A new hegemon or a multipolar world?
As much as the dollar amount of global foreign exchange reserves has hit a 25-year low, it is still in the overwhelming majority.
Investors are rewarding countries such as Egypt and the Ivory Coast, with the former on track to meet the IMF targets and the latter able to secure an IMF loan and hedge against exchange rate fluctuations thanks to its currency being pegged to the Euro. Yet, many countries, especially in the African continent, are struggling to amass dollars to repay their debts. Inflation and higher rates have greatly devalued their currencies. Their dependence on the IMF is an indirect dependence on the US, given the veto power the United States have in the fund. If de-dollarization projects in other regions are successful, these countries and blocks will see and grab a feasible opportunity to depart from the current regime, seeking trade in national and/or regional currencies.
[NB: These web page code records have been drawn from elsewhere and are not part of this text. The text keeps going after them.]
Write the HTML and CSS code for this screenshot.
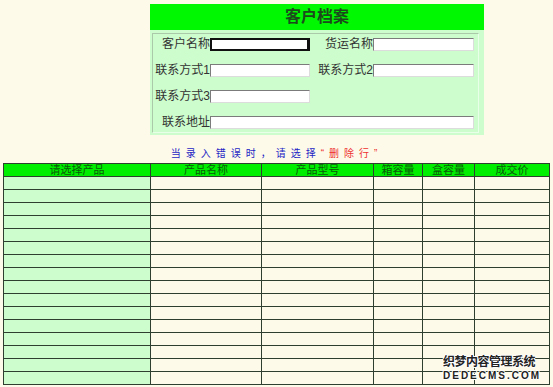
FILE: index.html
```html
<!DOCTYPE html>
<html lang="zh-CN">

<head>
    <meta charset="utf-8">
    <title>客户档案</title>

    <link rel="stylesheet" href="styles.css">
</head>

<body>
    <div class="panel">
        <h1 class="panel-title">客户档案</h1>
        <div class="panel-body">
            <form action="" class="customer-form">
                <label for="name">客户名称</label>
                <input type="text" id="name" class="focused">
                <label for="ship">货运名称</label>
                <input type="text" id="ship">

                <label for="tel1">联系方式1</label>
                <input type="text" id="tel1">
                <label for="tel2">联系方式2</label>
                <input type="text" id="tel2">

                <label for="tel3">联系方式3</label>
                <input type="text" id="tel3">
                <span></span>
                <span></span>

                <label for="addr">联系地址</label>
                <input type="text" id="addr" class="wide">
            </form>
        </div>
    </div>

    <p class="note">当录入错误时，请选择<span class="red">“删除行”</span></p>

    <table class="products">
        <colgroup>
            <col style="width: 147px">
            <col style="width: 111px">
            <col style="width: 112px">
            <col style="width: 49px">
            <col style="width: 52px">
            <col style="width: 75px">
        </colgroup>
        <thead>
            <tr>
                <th>请选择产品</th>
                <th>产品名称</th>
                <th>产品型号</th>
                <th>箱容量</th>
                <th>盒容量</th>
                <th>成交价</th>
            </tr>
        </thead>
        <tbody id="rows"></tbody>
    </table>

    <div class="watermark">
        <p class="wm-cn">织梦内容管理系统</p>
        <p class="wm-en">DEDECMS.COM</p>
    </div>

    <script>
        const tbody = document.getElementById("rows");

        for (let i = 0; i < 16; i++) {
            const tr = document.createElement("tr");
            tr.innerHTML = '<td class="pick"></td><td></td><td></td><td></td><td></td><td></td>';
            tbody.appendChild(tr);
        }
    </script>
</body>

</html>
```

FILE: styles.css
```css
* {
    padding: 0;
    margin: 0;
    box-sizing: border-box;
    font-family: "Liberation Sans", "Noto Sans CJK SC", sans-serif;
}

body {
    background-color: #fdfaea;
    position: relative;
    min-height: 387px;
}

.panel {
    width: 334px;
    margin: 4px 0 0 150px;
}

.panel-title {
    height: 26px;
    line-height: 26px;
    background-color: #00f800;
    color: #1d4a1d;
    font-size: 16px;
    font-weight: bold;
    text-align: center;
}

.panel-body {
    background-color: #cdfccd;
    padding: 3px 5px 2px 2px;
}

.customer-form {
    display: grid;
    grid-template-columns: 57px 100px 63px 101px;
    grid-auto-rows: 13px;
    row-gap: 13px;
    align-items: center;
    height: 100px;
    padding: 4px 0 0 0;
    border: 1px solid #a9c9a9;
    border-right-color: #e8ffe8;
    border-bottom-color: #e8ffe8;
}

.customer-form label {
    font-size: 12px;
    line-height: 13px;
    color: #333;
    text-align: right;
    white-space: nowrap;
}

.customer-form input {
    height: 13px;
    width: 100%;
    background: #fff;
    border: 1px solid;
    border-color: #7b7b7b #dcdcdc #dcdcdc #7b7b7b;
    font-size: 11px;
}

.customer-form input.focused {
    border: 2px solid #111;
    border-right-width: 3px;
}

.customer-form input.wide {
    grid-column: 2 / 5;
}

.note {
    margin-top: 13px;
    font-size: 10px;
    line-height: 12px;
    letter-spacing: 5px;
    color: #1e1ec4;
    text-align: center;
}

.red {
    color: #ee3030;
}

.products {
    margin: 3px 0 0 3px;
    width: 547px;
    table-layout: fixed;
    border-collapse: collapse;
}

.products th,
.products td {
    height: 13px;
    padding: 0;
    border: 1px solid #2f3f2f;
    font-size: 12px;
    line-height: 12px;
    font-weight: normal;
    vertical-align: middle;
}

.products th {
    background-color: #00ee00;
    color: #0a5a0a;
    text-align: center;
    font-size: 11px;
    line-height: 11px;
    padding-top: 1px;
    vertical-align: bottom;
}

.products td.pick {
    background-color: #cdfccd;
}

.watermark {
    position: absolute;
    left: 443px;
    top: 355px;
    text-shadow: 1px 0 #fff, -1px 0 #fff, 0 1px #fff, 0 -1px #fff;
}

.wm-cn {
    font-size: 12px;
    line-height: 15px;
    font-weight: bold;
    color: #222;
    letter-spacing: -0.5px;
}

.wm-en {
    font-size: 10px;
    line-height: 12px;
    font-weight: bold;
    color: #222;
    letter-spacing: 2px;
}
```
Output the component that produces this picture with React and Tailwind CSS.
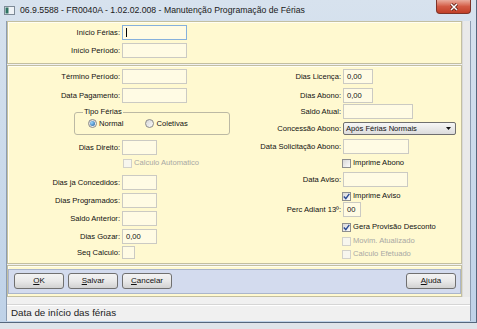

Although still being the biggest share in FX reserves, the dollar will eventually share the stage with other various currency and its geopolitical pull will diminish, as it will not be able to sanction transactions as freely as it does now. US Treasury bills will most likely be the safest investment and the cost of US debt will be the lowest, but investors will have a bigger chance to diversify.
The momentum for de-dollarization is growing, and with the BRICS alliance expanding, the trend will crystallize further. The US may have over-exploited its hegemonic powers, pushing countries to resort to other solutions. While neither the Euro nor yuan are likely to take over, the world will become less dependent on the dollar and more reliant on bilateral and regional currency agreements. Banks will need to hold a more diversified FX reserves portfolio. The world may soon take a different spin that does not revolve around the United States.